begin Data lines

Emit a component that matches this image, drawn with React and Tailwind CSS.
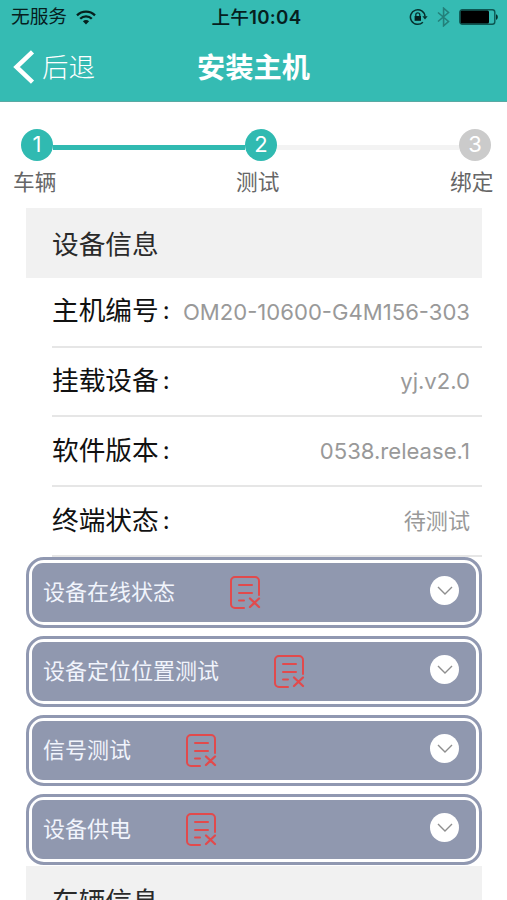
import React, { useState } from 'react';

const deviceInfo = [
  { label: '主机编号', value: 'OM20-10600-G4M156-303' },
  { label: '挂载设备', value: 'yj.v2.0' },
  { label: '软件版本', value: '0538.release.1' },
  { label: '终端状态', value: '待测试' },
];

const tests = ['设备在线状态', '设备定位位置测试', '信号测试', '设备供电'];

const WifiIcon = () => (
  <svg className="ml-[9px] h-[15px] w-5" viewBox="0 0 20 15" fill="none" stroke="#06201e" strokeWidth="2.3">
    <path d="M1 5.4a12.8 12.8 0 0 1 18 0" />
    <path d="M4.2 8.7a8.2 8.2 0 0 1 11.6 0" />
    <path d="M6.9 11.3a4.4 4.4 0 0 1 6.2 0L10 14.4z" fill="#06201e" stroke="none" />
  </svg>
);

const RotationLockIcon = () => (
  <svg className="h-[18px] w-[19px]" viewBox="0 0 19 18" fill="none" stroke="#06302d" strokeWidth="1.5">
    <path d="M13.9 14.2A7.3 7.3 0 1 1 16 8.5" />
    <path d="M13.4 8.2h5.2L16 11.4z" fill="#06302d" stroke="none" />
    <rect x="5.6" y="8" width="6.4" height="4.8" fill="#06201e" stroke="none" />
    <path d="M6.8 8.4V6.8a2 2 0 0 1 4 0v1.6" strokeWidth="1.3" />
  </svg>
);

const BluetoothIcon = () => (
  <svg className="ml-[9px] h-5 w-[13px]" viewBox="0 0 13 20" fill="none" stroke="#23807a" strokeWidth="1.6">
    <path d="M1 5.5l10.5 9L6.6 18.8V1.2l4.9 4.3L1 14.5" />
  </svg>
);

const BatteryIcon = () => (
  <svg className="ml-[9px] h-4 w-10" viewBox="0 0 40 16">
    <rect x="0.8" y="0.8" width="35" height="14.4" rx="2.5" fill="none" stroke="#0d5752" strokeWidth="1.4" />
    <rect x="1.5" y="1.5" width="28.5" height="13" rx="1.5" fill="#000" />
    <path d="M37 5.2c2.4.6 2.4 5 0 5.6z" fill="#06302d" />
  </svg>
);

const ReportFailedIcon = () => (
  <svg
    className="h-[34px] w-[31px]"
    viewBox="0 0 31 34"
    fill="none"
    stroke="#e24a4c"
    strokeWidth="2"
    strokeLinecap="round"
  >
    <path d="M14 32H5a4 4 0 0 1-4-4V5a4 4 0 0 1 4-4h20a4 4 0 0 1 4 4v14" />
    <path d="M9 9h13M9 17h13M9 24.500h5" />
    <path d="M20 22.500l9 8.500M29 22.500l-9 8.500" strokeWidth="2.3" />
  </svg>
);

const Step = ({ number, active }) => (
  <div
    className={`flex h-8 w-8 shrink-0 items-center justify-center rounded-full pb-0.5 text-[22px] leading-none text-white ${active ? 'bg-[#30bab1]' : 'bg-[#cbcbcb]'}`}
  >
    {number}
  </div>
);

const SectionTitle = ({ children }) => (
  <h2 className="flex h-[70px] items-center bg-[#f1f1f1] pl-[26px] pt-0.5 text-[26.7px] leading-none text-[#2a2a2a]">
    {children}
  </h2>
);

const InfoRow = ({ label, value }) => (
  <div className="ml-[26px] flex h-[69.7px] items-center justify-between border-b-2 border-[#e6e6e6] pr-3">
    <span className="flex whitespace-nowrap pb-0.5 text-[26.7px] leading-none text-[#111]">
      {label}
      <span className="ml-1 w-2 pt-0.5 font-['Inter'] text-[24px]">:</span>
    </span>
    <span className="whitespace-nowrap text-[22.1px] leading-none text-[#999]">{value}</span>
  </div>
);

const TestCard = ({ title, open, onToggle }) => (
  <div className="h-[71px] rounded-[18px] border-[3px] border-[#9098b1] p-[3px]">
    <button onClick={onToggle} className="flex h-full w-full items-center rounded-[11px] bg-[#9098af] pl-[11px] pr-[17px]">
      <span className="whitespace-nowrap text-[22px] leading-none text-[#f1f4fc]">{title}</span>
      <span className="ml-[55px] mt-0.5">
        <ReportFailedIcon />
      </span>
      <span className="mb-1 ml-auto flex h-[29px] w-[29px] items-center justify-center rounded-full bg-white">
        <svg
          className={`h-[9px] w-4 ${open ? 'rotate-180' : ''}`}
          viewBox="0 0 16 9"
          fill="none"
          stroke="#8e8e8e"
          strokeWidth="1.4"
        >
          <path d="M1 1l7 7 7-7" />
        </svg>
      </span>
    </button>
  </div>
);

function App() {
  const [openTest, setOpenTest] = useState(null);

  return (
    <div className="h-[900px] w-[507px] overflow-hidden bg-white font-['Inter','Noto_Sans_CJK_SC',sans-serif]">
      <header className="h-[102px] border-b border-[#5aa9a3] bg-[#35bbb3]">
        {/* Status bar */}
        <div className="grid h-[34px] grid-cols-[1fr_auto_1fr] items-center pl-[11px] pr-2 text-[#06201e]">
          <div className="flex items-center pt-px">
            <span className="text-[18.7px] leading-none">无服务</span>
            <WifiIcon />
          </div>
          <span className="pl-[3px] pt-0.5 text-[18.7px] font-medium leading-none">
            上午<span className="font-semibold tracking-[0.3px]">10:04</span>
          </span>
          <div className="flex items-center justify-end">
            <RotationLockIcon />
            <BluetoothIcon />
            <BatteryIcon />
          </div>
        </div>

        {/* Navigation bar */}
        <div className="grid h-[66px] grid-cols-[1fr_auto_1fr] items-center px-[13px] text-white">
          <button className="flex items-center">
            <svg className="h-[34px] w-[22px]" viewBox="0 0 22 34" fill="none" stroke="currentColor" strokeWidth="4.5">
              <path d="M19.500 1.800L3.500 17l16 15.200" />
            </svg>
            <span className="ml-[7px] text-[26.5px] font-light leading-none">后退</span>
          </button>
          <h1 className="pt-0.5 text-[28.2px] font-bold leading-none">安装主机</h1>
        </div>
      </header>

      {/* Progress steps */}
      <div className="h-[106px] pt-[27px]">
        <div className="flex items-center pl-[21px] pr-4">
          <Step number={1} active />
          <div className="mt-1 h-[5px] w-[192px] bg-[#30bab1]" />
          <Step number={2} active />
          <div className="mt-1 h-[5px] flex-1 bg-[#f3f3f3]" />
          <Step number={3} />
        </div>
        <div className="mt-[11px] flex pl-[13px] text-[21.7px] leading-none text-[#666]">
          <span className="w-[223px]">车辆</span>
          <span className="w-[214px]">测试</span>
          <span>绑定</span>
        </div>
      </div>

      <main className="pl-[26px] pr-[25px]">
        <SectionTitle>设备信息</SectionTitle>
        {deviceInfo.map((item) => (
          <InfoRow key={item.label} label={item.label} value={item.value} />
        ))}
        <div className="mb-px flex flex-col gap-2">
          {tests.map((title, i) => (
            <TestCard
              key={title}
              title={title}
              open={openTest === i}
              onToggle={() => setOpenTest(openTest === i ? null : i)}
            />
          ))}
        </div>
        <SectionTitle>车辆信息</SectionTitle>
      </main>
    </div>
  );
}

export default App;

end Data lines

■ **What to produce**: Copy out all lines from the material above that contain the string "React".

■ **Problem solution**:
Emit a component that matches this image, drawn with React and Tailwind CSS.
import React, { useState } from 'react';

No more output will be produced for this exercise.